**REQUEST:** Your task is to output the listing word for word, with pictures excluded.

# DATA LINES start

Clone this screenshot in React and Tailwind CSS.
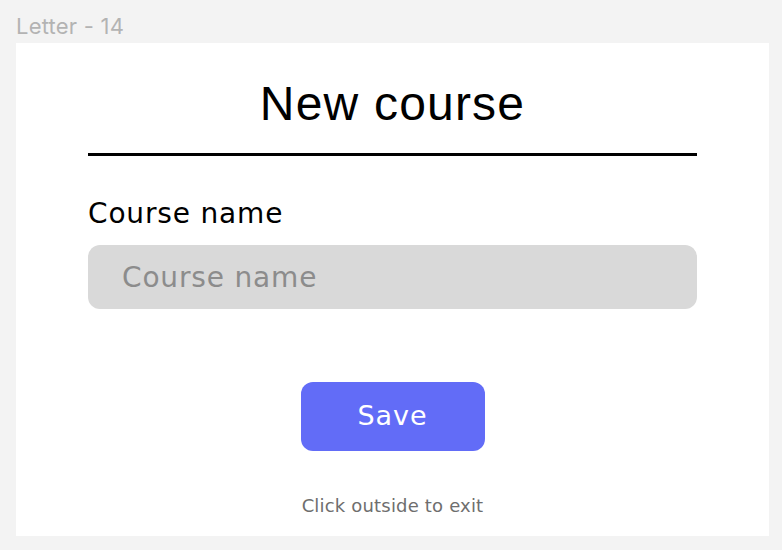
export default function App() {
  return (
    <div className="w-full h-[550px] bg-[#f3f3f3] pl-4 font-['Inter',sans-serif]">
      <p className="h-[43px] pt-[11px] text-[22px] leading-[30px] tracking-[0.01em] text-[#b3b3b3]">Letter - 14</p>

      <div className="w-[753px] h-[493px] bg-white px-[72px] pt-[32px] flex flex-col font-['DejaVu_Sans',sans-serif]">
        <h1 className="text-center text-[48px] leading-[58px] tracking-[0.025em] text-black font-['Liberation_Sans',sans-serif]">
          New course
        </h1>
        <div className="mt-[20px] h-[3px] bg-black" />

        <label className="mt-[42px] text-[28px] leading-[32px] tracking-[0.03em] text-black">Course name</label>
        <input
          placeholder="Course name"
          className="mt-[15px] h-[64px] w-full rounded-[12px] bg-[#d9d9d9] px-[34px] text-[28px] tracking-[0.03em] text-black placeholder:text-[#8c8c8c] outline-none"
        />

        <div className="mt-[73px] flex justify-center">
          <button className="w-[184px] h-[69px] rounded-[12px] bg-[#626cf7] text-white text-[27px] tracking-[0.035em]">
            Save
          </button>
        </div>

        <p className="mt-[43px] text-center text-[18px] leading-[24px] tracking-[0.01em] text-[#6e6e6e]">Click outside to exit</p>
      </div>
    </div>
  )
}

# DATA LINES end

**RESPONSE:**
Clone this screenshot in React and Tailwind CSS.
export default function App() {
  return (
    <div className="w-full h-[550px] bg-[#f3f3f3] pl-4 font-['Inter',sans-serif]">
      <p className="h-[43px] pt-[11px] text-[22px] leading-[30px] tracking-[0.01em] text-[#b3b3b3]">Letter - 14</p>

      <div className="w-[753px] h-[493px] bg-white px-[72px] pt-[32px] flex flex-col font-['DejaVu_Sans',sans-serif]">
        <h1 className="text-center text-[48px] leading-[58px] tracking-[0.025em] text-black font-['Liberation_Sans',sans-serif]">
          New course
        </h1>
        <div className="mt-[20px] h-[3px] bg-black" />

        <label className="mt-[42px] text-[28px] leading-[32px] tracking-[0.03em] text-black">Course name</label>
        <input
          placeholder="Course name"
          className="mt-[15px] h-[64px] w-full rounded-[12px] bg-[#d9d9d9] px-[34px] text-[28px] tracking-[0.03em] text-black placeholder:text-[#8c8c8c] outline-none"
        />

        <div className="mt-[73px] flex justify-center">
          <button className="w-[184px] h-[69px] rounded-[12px] bg-[#626cf7] text-white text-[27px] tracking-[0.035em]">
            Save
          </button>
        </div>

        <p className="mt-[43px] text-center text-[18px] leading-[24px] tracking-[0.01em] text-[#6e6e6e]">Click outside to exit</p>
      </div>
    </div>
  )
}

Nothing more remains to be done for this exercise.